Во всяком случае, призывая общество сосредоточить все свои усилия на одном пункте, на увеличении общего благосостояния
[586], Сен-Симон до некоторой степени изменил направление, данное умам индивидуалистами XVIII века. Для последних дело шло прежде всего о провозглашении прав. У Сен-Симона выступают на первый план осязаемые материальные интересы, символизируемые словом «счастье». Он хочет сделать общество возможно счастливее, «обеспечивая ему как можно больше средств для полного удовлетворения насущных потребностей»
[587]. Никто другой как именно он поставил «интересы» на почетное место в ряду требований XIX века.
III
Сен-Симон во многих отношениях остается человеком XVIII века, хотя и стремится порвать и действительно порывает с духом революции.
В совокупности идей, только что рассмотренных нами, не трудно отметить такие, которые связаны с общим характером мышления XVIII века. Не будем, впрочем, забывать, что Сен-Симон видел Руссо и Франклина, принимал участие в американской войне и по возвращении во Францию составлял для одного окружного собрания адрес Конституанте – адрес, проникнутый настоящим духом 1789 года
[588]. Даже когда Сен-Симон отрицает принципы этого века, видно, что он в нем жил и испытал на себе его влияние.
Вот почему он настаивает на значении просвещения и на праве тех, кто им обладает, руководит всеми остальными
[589]. Вот почему также он связывает прогресс благосостояния с прогрессом просвещения, как то делали на исходе XVIII века
[590]. Подобно философам того времени, Сен-Симон космополит. И замечательно, что он остается таковым и после войн революции и империи. Не в одном из первых своих произведений, а напротив того, в одном из последних он провозглашает превосходство над национальными чувствами «филантропических чувств» и того, что он называет «европеанизмом» (européanisme)
[591].
Кроме того, как не обратить внимания на связь, которая существует между его взглядом на законодателя и взглядами Руссо и Мабли?
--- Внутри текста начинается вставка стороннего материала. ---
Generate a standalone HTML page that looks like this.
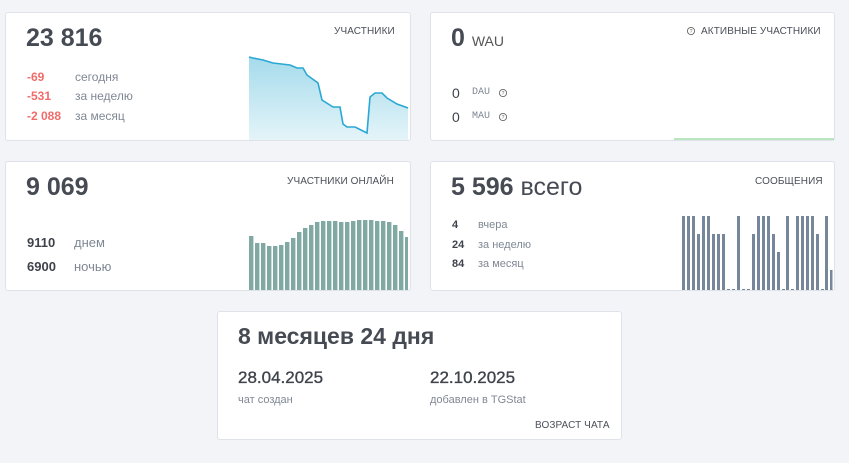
<!DOCTYPE html>
<html><head><meta charset="utf-8"><style>
body{margin:0;width:849px;height:463px;background:#f3f4f8;font-family:"Liberation Sans",sans-serif;position:relative;overflow:hidden;color:#464b55}
.card{position:absolute;background:#fff;border:1px solid #dfe2e8;border-radius:3px;box-sizing:border-box}
.a{position:absolute;white-space:nowrap}
.big{font-size:25px;font-weight:bold;color:#454a53}
.lbl{font-size:10px;color:#4a4f58;letter-spacing:.1px}
.g{color:#7f8894;font-size:12px}
.r{color:#f26b6b;font-weight:bold;font-size:12px}
.n{font-weight:bold;font-size:12px;color:#3e434b}
svg{position:absolute;left:0;top:0}
</style></head><body>
<div class="card" style="left:5px;top:12px;width:406px;height:129px"></div>
<div class="card" style="left:430px;top:12px;width:405px;height:129px"></div>
<div class="card" style="left:5px;top:161px;width:406px;height:130px"></div>
<div class="card" style="left:430px;top:161px;width:405px;height:130px"></div>
<div class="card" style="left:217px;top:311px;width:405px;height:129px"></div>

<svg width="849" height="463">
<defs><linearGradient id="gr" x1="0" y1="0" x2="0" y2="1"><stop offset="0" stop-color="#a5dbeb"/><stop offset="1" stop-color="#e4f4f9"/></linearGradient></defs>
<path d="M249,57 L253,58 263,60 273,63 290,65 297,68 303,68 307,75 318,83 322,100 333,107 340,107 343,124 347,127 355,127 367,133 370,97 375,93 382,93 387,98 397,104 408,108 L408,140 249,140Z" fill="url(#gr)"/>
<polyline points="249,57 253,58 263,60 273,63 290,65 297,68 303,68 307,75 318,83 322,100 333,107 340,107 343,124 347,127 355,127 367,133 370,97 375,93 382,93 387,98 397,104 408,108" fill="none" stroke="#2aa8d4" stroke-width="1.6"/>
<line x1="674" y1="139" x2="834" y2="139" stroke="#8fd69a" stroke-width="1.2"/>
<g fill="#7fa9a2">
<rect x="249" y="236" width="4.4" height="54"/><rect x="255" y="243" width="4.4" height="47"/><rect x="261" y="243" width="4.4" height="47"/><rect x="267" y="246" width="4.4" height="44"/><rect x="273" y="246" width="4.4" height="44"/><rect x="279" y="245" width="4.4" height="45"/><rect x="285" y="242" width="4.4" height="48"/><rect x="291" y="238" width="4.4" height="52"/><rect x="297" y="232" width="4.4" height="58"/><rect x="303" y="228" width="4.4" height="62"/><rect x="309" y="225" width="4.4" height="65"/><rect x="315" y="222" width="4.4" height="68"/><rect x="321" y="221" width="4.4" height="69"/><rect x="327" y="221" width="4.4" height="69"/><rect x="333" y="221" width="4.4" height="69"/><rect x="339" y="222" width="4.4" height="68"/><rect x="345" y="222" width="4.4" height="68"/><rect x="351" y="221" width="4.4" height="69"/><rect x="357" y="220" width="4.4" height="70"/><rect x="363" y="220" width="4.4" height="70"/><rect x="369" y="220" width="4.4" height="70"/><rect x="375" y="221" width="4.4" height="69"/><rect x="381" y="221" width="4.4" height="69"/><rect x="387" y="222" width="4.4" height="68"/><rect x="393" y="225" width="4.4" height="65"/><rect x="399" y="231" width="4.4" height="59"/><rect x="405" y="237" width="3" height="53"/>
</g>
<g fill="#76879b">
<rect x="682" y="216" width="3" height="74"/><rect x="687" y="216" width="3" height="74"/><rect x="692" y="216" width="3" height="74"/><rect x="697" y="234" width="3" height="56"/><rect x="702" y="216" width="3" height="74"/><rect x="707" y="216" width="3" height="74"/><rect x="712" y="234" width="3" height="56"/><rect x="717" y="234" width="3" height="56"/><rect x="722" y="234" width="3" height="56"/><rect x="727" y="289" width="3" height="1"/><rect x="732" y="289" width="3" height="1"/><rect x="737" y="216" width="3" height="74"/><rect x="742" y="289" width="3" height="1"/><rect x="747" y="289" width="3" height="1"/><rect x="752" y="234" width="3" height="56"/><rect x="757" y="216" width="3" height="74"/><rect x="762" y="216" width="3" height="74"/><rect x="767" y="216" width="3" height="74"/><rect x="772" y="234" width="3" height="56"/><rect x="777" y="252" width="3" height="38"/><rect x="782" y="289" width="3" height="1"/><rect x="786" y="216" width="3" height="74"/><rect x="791" y="289" width="3" height="1"/><rect x="796" y="216" width="3" height="74"/><rect x="801" y="216" width="3" height="74"/><rect x="806" y="216" width="3" height="74"/><rect x="811" y="216" width="3" height="74"/><rect x="816" y="234" width="3" height="56"/><rect x="821" y="289" width="3" height="1"/><rect x="825" y="216" width="3" height="74"/><rect x="830" y="270" width="2.5" height="20"/>
</g>
<g fill="none" stroke="#666" stroke-width="0.9"><circle cx="691" cy="31" r="3.6"/><circle cx="503" cy="93" r="3.6"/><circle cx="503" cy="117" r="3.6"/></g>
<g fill="#666" font-size="5" font-family="Liberation Sans" text-anchor="middle"><text x="691" y="33">?</text><text x="503" y="95">?</text><text x="503" y="119">?</text></g>
</svg>

<div class="a big" style="left:26px;top:24px">23 816</div>
<div class="a lbl" style="left:334px;top:26px">УЧАСТНИКИ</div>
<div class="a r" style="left:27px;top:70px">-69</div><div class="a g" style="left:75px;top:70px">сегодня</div>
<div class="a r" style="left:27px;top:89px">-531</div><div class="a g" style="left:75px;top:89px">за неделю</div>
<div class="a r" style="left:27px;top:109px">-2 088</div><div class="a g" style="left:75px;top:109px">за месяц</div>

<div class="a big" style="left:451px;top:24px">0 <span style="font-size:14px;font-weight:normal;color:#555">WAU</span></div>
<div class="a lbl" style="left:701px;top:26px">АКТИВНЫЕ УЧАСТНИКИ</div>
<div class="a" style="left:452px;top:85px;font-size:14px;color:#3e434b">0</div><div class="a" style="left:472px;top:87px;font-size:10px;font-family:'Liberation Mono',monospace;color:#7f8894">DAU</div>
<div class="a" style="left:452px;top:109px;font-size:14px;color:#3e434b">0</div><div class="a" style="left:472px;top:111px;font-size:10px;font-family:'Liberation Mono',monospace;color:#7f8894">MAU</div>

<div class="a big" style="left:26px;top:173px">9 069</div>
<div class="a lbl" style="left:287px;top:176px">УЧАСТНИКИ ОНЛАЙН</div>
<div class="a n" style="left:27px;top:235px;font-size:13px">9110</div><div class="a g" style="left:74px;top:235px;font-size:13px">днем</div>
<div class="a n" style="left:27px;top:259px;font-size:13px">6900</div><div class="a g" style="left:74px;top:259px;font-size:13px">ночью</div>

<div class="a big" style="left:451px;top:173px">5 596 <span style="font-weight:normal">всего</span></div>
<div class="a lbl" style="left:755px;top:176px">СООБЩЕНИЯ</div>
<div class="a n" style="left:452px;top:219px;font-size:11px">4</div><div class="a g" style="left:478px;top:219px;font-size:11px">вчера</div>
<div class="a n" style="left:452px;top:239px;font-size:11px">24</div><div class="a g" style="left:478px;top:239px;font-size:11px">за неделю</div>
<div class="a n" style="left:452px;top:258px;font-size:11px">84</div><div class="a g" style="left:478px;top:258px;font-size:11px">за месяц</div>

<div class="a big" style="left:238px;top:323px;font-size:23px">8 месяцев 24 дня</div>
<div class="a" style="left:238px;top:368px;font-size:17px;color:#3e434b;-webkit-text-stroke:0.35px #3e434b">28.04.2025</div>
<div class="a g" style="left:238px;top:394px;font-size:11px">чат создан</div>
<div class="a" style="left:430px;top:368px;font-size:17px;color:#3e434b;-webkit-text-stroke:0.35px #3e434b">22.10.2025</div>
<div class="a g" style="left:430px;top:394px;font-size:11px">добавлен в TGStat</div>
<div class="a lbl" style="left:535px;top:420px">ВОЗРАСТ ЧАТА</div>
</body></html>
Подобно им, он полагает, что соединение людей, годное самое большее для поддержания конституции, было бы неспособно «создать систему»
[592]. Не было бы ничего удивительного, заметим мимоходом, если бы этим убеждением, глубоко укоренившимся в уме Сен-Симона, отчасти объяснялось, наряду с инстинктивной потребностью власти и гордой верою в себя, его стремление играть главную роль, повелевать всегда и во всем – стремление, как известно, ставшее причиной его разрыва с своими наиболее знаменитыми учениками
[593]. Он жаждал называться законодателем нового мира, а это название могло подходить только к такому человеку, который на голову выше других. Наконец, один из основных взглядов Сен-Симона – идея прогресса, идея, что золотой век находится не в прошлом, а в будущем
[594], разве это не любимая идея Тюрго и Кондорсе? Воспринимая эту идею, Сен-Симон видоизменяет ее, и это изменение, как мы увидим, значительно; тем не менее он все же получает ее от своих предшественников.